Sheridan Downey knows all this and since getting nominated has backed away from "Ham & Eggs" as gracefully as possible. The scheme, he says, is a local effort to solve the "senior citizen" problem to which, if he gets to the Senate, he will bend his best talents on a national scale. He will vote for it, he says, "as a Californian," but he has made his peace with Franklin Roosevelt who has condemned "Ham & Eggs" in no uncertain terms.

Mandolins & Pistols. The ebb tide against which Mr. Downey now fights is led by another lawyer and reader of economics, a man whose father sold the University of California its history library and who was known in his younger days as a Progressive: Philip Bancroft, a harmless-looking but sharp-spoken gentleman-farmer from in back of Mount Diablo near Oakland.

If Philip Bancroft is elected a California Senator this year, a main reason will be because Sheridan Downey is oversold as a Ham & Egger.
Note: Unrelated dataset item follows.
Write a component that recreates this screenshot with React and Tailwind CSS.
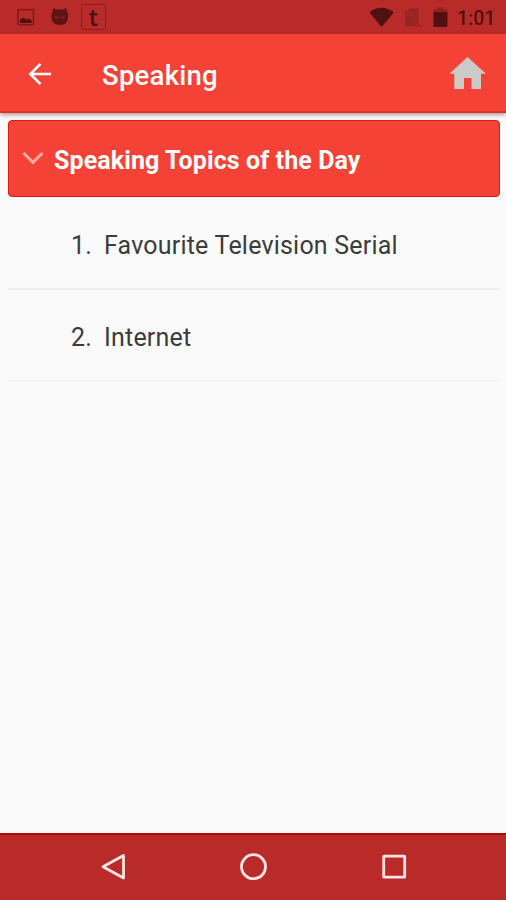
const topics = [
    { id: 1, title: 'Favourite Television Serial' },
    { id: 2, title: 'Internet' },
];

function StatusBar() {
    return (
        <div className="flex h-[34px] shrink-0 items-center bg-[#b92b29] pl-[17px] pr-[11px] text-[#4d1211]">
            {/* Notifications */}
            <svg className="h-[34px] w-[52px]" viewBox="0 0 52 34" fill="none">
                <rect x="1" y="9.7" width="15.5" height="15" rx="1" stroke="#801918" strokeWidth="1.6" />
                <path d="M3 23v-3.6l3.5-2 3 2 2.5-1 3 2.6v2z" fill="#4d1211" />
                <path d="M36.5 8l2.6 1.6h7.4l2.6-1.6 1 4c1.5 2 1.3 7.5-.2 9.5-1.2 2.7-3.7 3.5-7.1 3.5s-5.9-.8-7.1-3.5c-1.5-2-1.7-7.5-.2-9.5z" fill="#5e1413" />
                <path d="M36.5 17h12.5" stroke="#7a1b1a" strokeWidth="1" />
                <circle cx="39.4" cy="17.5" r="1" fill="#a32624" />
                <circle cx="45.8" cy="17.5" r="1" fill="#a32624" />
            </svg>
            <span className="ml-[12px] flex h-[26px] w-[25px] items-center justify-center rounded-[3px] border border-[#8a1f1e] font-['Noto_Sans',sans-serif] text-[23px] font-semibold leading-none">
                t
            </span>

            {/* Wifi, sim, battery */}
            <svg className="ml-auto h-[34px] w-[82px]" viewBox="0 0 82 34" fill="none">
                <path d="M1.5 12.5Q13.3 3.2 25.8 12.5L13.6 27z" fill="currentColor" />
                <path d="M41.5 8.5h9.2v14.2L38.8 10.8zM37 12.5l13 13.7H37z" fill="#982524" />
                <path d="M36.5 10.5L52.8 27" stroke="#8f2221" strokeWidth="1.3" />
                <path d="M69.5 7.5h6v2h4V12H65.5V9.5h4z" fill="#8f2221" />
                <path d="M65.5 12h14v13.5q0 1.5-1.5 1.5H67q-1.5 0-1.5-1.5z" fill="currentColor" />
            </svg>
            <span className="ml-[7px] w-[38px] pt-[4px] text-[19.5px] font-medium leading-[30px]">1:01</span>
        </div>
    );
}

function AppBar() {
    return (
        <header className="relative flex h-[79px] shrink-0 items-center border-b-2 border-[#e92c1c] bg-[#f44336] pl-[28px] pr-[19px] shadow-[0_2px_4px_rgba(0,0,0,0.35)]">
            <svg className="h-[24px] w-[24px]" viewBox="0 0 24 24" fill="none" stroke="#fff" strokeWidth="2.6">
                <path d="M23 13H3M12.5 2.8L2.3 13l10.2 10.2" />
            </svg>
            <h1 className="ml-[50px] mt-[6px] text-[27.5px] font-medium leading-8 tracking-[0.25px] text-white">Speaking</h1>
            <svg className="ml-auto h-[34px] w-[38px]" viewBox="0 0 38 34" fill="#ccc9c9">
                <path d="M18.5 1L.5 17.8h4.8V33H15V22h7.5v11H32V17.8h5z" />
            </svg>
        </header>
    );
}

function App() {
    return (
        <div className="flex h-[900px] w-[506px] flex-col overflow-hidden bg-[#fafafa] font-[Roboto,sans-serif]">
            <StatusBar />
            <AppBar />

            <main className="flex flex-1 flex-col pl-[8px] pr-[6px] pt-[7px]">
                {/* Group header */}
                <div className="flex h-[77px] items-center rounded-[4px] border-[1.5px] border-[#e01a12] bg-[#f44336] pl-[13px]">
                    <svg className="mb-[2px] h-[14px] w-[22px]" viewBox="0 0 22 14" fill="none" stroke="#ffaaa3" strokeWidth="3">
                        <path d="M1.5 2L11 11.3 20.5 2" />
                    </svg>
                    <h2 className="ml-[10px] mt-[4px] whitespace-nowrap text-[25px] font-bold leading-8 tracking-[0.1px] text-white">
                        Speaking Topics of the Day
                    </h2>
                </div>

                <ul className="pt-px">
                    {topics.map((topic) => (
                        <li
                            key={topic.id}
                            className="flex h-[92px] items-center border-b-2 border-[#efefef] pl-[63px] pt-[5px] text-[25px] tracking-[0.2px] text-[#3c3c3c] last:border-[#f6f6f6]"
                        >
                            <span className="w-[33px]">{topic.id}.</span>
                            <span className="whitespace-nowrap">{topic.title}</span>
                        </li>
                    ))}
                </ul>
            </main>

            {/* Navigation bar */}
            <nav className="flex h-[67px] shrink-0 border-t-2 border-[#ac0b0a] bg-[#b92b29] pl-[100px]">
                <svg className="h-[65px] w-[310px]" viewBox="0 0 310 65" fill="none" stroke="#fde4e3" strokeWidth="2.8">
                    <path d="M23.5 20.5v22.5L3 31.8z" strokeLinejoin="round" />
                    <circle cx="153.5" cy="31.7" r="12" />
                    <rect x="283.7" y="21.2" width="21" height="21" rx="0.5" />
                </svg>
            </nav>
        </div>
    );
}

export default App;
Candidate Bancroft's father left him and his brother enough money and land in and around San Francisco for Philip, returning unwell from the War, to give up lawyering in the city and go to raising walnuts and pears (at which he is a champion), and practicing leadership at farmers' association meetings. A quiet, pipe-smoking type who (like Downey) really wants the results more than the office, Philip Bancroft talks sharply about the "racketeering" of city labor organizers who "stir up hate" among his Mexican pickers and Japanese packers. He has made overtures to the A.F. of L. but hedged by asking why farm labor must be regimented anyway.

At Harvard, where he took a law degree, he was pistol champion as well as a mandolin player. Mandolins and pistols would be a good accompaniment for the speeches in which he seeks to be a reasonable Progressive at the same time he is being a firm landholder. His title to "Progressive" dates from Bull Moose days (1912) which makes him, in the eyes of today's Liberal, a rank Tory.

Today Philip Bancroft is well hated in his own Contra Costa County, but well backed by the forces who feel Candidate Downey must be beaten. He has Herbert Hoover actively behind him, and also Senator Hiram Johnson who regards Sheridan Downey as too "shifty."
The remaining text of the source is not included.